→ GIVEN EXERCISE
Set down each line of the data below exactly as it stands, dropping the pictures.

▼▼▼

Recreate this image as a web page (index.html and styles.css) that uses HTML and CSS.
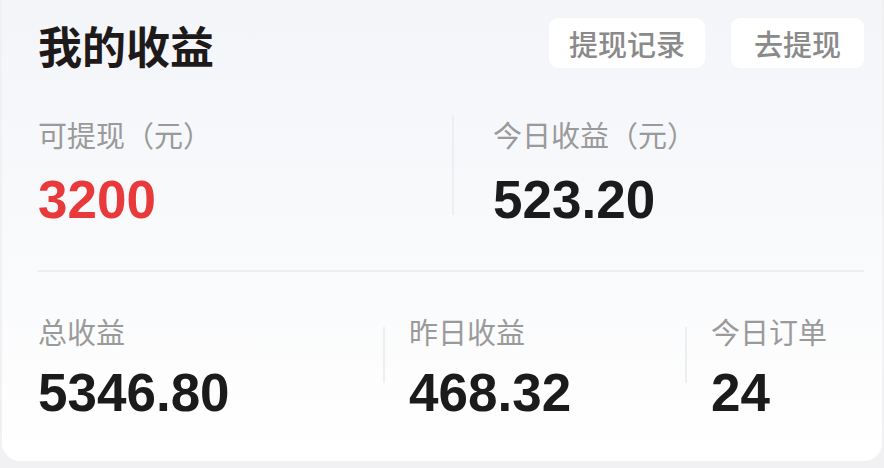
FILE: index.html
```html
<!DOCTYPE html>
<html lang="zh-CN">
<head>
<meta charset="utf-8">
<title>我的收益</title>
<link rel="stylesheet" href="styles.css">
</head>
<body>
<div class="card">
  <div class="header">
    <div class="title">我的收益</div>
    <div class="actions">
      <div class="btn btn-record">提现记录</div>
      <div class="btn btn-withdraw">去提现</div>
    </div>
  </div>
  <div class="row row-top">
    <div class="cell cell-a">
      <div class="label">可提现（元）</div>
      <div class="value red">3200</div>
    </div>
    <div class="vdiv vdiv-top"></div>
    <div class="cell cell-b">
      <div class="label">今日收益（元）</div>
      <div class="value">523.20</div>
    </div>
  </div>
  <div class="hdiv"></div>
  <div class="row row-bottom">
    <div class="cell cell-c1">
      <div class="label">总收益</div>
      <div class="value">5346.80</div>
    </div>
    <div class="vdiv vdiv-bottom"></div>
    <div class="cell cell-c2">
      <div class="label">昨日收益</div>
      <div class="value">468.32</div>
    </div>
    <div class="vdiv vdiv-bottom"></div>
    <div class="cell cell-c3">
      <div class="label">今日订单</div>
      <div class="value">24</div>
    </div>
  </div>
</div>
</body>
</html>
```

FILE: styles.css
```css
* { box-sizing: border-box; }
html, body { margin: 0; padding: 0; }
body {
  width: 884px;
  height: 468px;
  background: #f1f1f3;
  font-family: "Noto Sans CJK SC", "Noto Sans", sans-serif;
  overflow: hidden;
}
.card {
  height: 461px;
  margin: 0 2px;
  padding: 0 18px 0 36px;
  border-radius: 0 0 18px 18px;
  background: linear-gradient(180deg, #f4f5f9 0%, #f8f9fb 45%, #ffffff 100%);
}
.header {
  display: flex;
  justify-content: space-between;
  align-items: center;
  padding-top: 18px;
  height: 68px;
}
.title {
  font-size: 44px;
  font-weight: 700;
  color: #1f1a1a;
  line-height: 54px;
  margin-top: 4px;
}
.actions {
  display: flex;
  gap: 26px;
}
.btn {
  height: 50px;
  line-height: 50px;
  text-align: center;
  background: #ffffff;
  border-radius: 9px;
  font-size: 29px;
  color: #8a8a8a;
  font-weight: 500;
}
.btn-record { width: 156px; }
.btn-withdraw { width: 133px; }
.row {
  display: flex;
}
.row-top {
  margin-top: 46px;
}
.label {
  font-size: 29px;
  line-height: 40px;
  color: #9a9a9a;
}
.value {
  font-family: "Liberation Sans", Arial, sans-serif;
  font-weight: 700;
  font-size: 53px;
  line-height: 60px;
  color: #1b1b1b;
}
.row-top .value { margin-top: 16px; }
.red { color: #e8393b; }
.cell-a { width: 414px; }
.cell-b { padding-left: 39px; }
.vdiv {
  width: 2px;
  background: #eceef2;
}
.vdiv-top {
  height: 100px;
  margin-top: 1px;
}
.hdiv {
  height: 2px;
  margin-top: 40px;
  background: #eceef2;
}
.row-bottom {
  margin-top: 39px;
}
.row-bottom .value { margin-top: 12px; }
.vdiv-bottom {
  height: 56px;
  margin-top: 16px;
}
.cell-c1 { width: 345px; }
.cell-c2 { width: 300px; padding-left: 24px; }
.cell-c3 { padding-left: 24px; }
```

▲▲▲

→ COMPLETE OUTPUT
Recreate this image as a web page (index.html and styles.css) that uses HTML and CSS.
FILE: index.html
```html
<!DOCTYPE html>
<html lang="zh-CN">
<head>
<meta charset="utf-8">
<title>我的收益</title>
<link rel="stylesheet" href="styles.css">
</head>
<body>
<div class="card">
  <div class="header">
    <div class="title">我的收益</div>
    <div class="actions">
      <div class="btn btn-record">提现记录</div>
      <div class="btn btn-withdraw">去提现</div>
    </div>
  </div>
  <div class="row row-top">
    <div class="cell cell-a">
      <div class="label">可提现（元）</div>
      <div class="value red">3200</div>
    </div>
    <div class="vdiv vdiv-top"></div>
    <div class="cell cell-b">
      <div class="label">今日收益（元）</div>
      <div class="value">523.20</div>
    </div>
  </div>
  <div class="hdiv"></div>
  <div class="row row-bottom">
    <div class="cell cell-c1">
      <div class="label">总收益</div>
      <div class="value">5346.80</div>
    </div>
    <div class="vdiv vdiv-bottom"></div>
    <div class="cell cell-c2">
      <div class="label">昨日收益</div>
      <div class="value">468.32</div>
    </div>
    <div class="vdiv vdiv-bottom"></div>
    <div class="cell cell-c3">
      <div class="label">今日订单</div>
      <div class="value">24</div>
    </div>
  </div>
</div>
</body>
</html>
```

FILE: styles.css
```css
* { box-sizing: border-box; }
html, body { margin: 0; padding: 0; }
body {
  width: 884px;
  height: 468px;
  background: #f1f1f3;
  font-family: "Noto Sans CJK SC", "Noto Sans", sans-serif;
  overflow: hidden;
}
.card {
  height: 461px;
  margin: 0 2px;
  padding: 0 18px 0 36px;
  border-radius: 0 0 18px 18px;
  background: linear-gradient(180deg, #f4f5f9 0%, #f8f9fb 45%, #ffffff 100%);
}
.header {
  display: flex;
  justify-content: space-between;
  align-items: center;
  padding-top: 18px;
  height: 68px;
}
.title {
  font-size: 44px;
  font-weight: 700;
  color: #1f1a1a;
  line-height: 54px;
  margin-top: 4px;
}
.actions {
  display: flex;
  gap: 26px;
}
.btn {
  height: 50px;
  line-height: 50px;
  text-align: center;
  background: #ffffff;
  border-radius: 9px;
  font-size: 29px;
  color: #8a8a8a;
  font-weight: 500;
}
.btn-record { width: 156px; }
.btn-withdraw { width: 133px; }
.row {
  display: flex;
}
.row-top {
  margin-top: 46px;
}
.label {
  font-size: 29px;
  line-height: 40px;
  color: #9a9a9a;
}
.value {
  font-family: "Liberation Sans", Arial, sans-serif;
  font-weight: 700;
  font-size: 53px;
  line-height: 60px;
  color: #1b1b1b;
}
.row-top .value { margin-top: 16px; }
.red { color: #e8393b; }
.cell-a { width: 414px; }
.cell-b { padding-left: 39px; }
.vdiv {
  width: 2px;
  background: #eceef2;
}
.vdiv-top {
  height: 100px;
  margin-top: 1px;
}
.hdiv {
  height: 2px;
  margin-top: 40px;
  background: #eceef2;
}
.row-bottom {
  margin-top: 39px;
}
.row-bottom .value { margin-top: 12px; }
.vdiv-bottom {
  height: 56px;
  margin-top: 16px;
}
.cell-c1 { width: 345px; }
.cell-c2 { width: 300px; padding-left: 24px; }
.cell-c3 { padding-left: 24px; }
```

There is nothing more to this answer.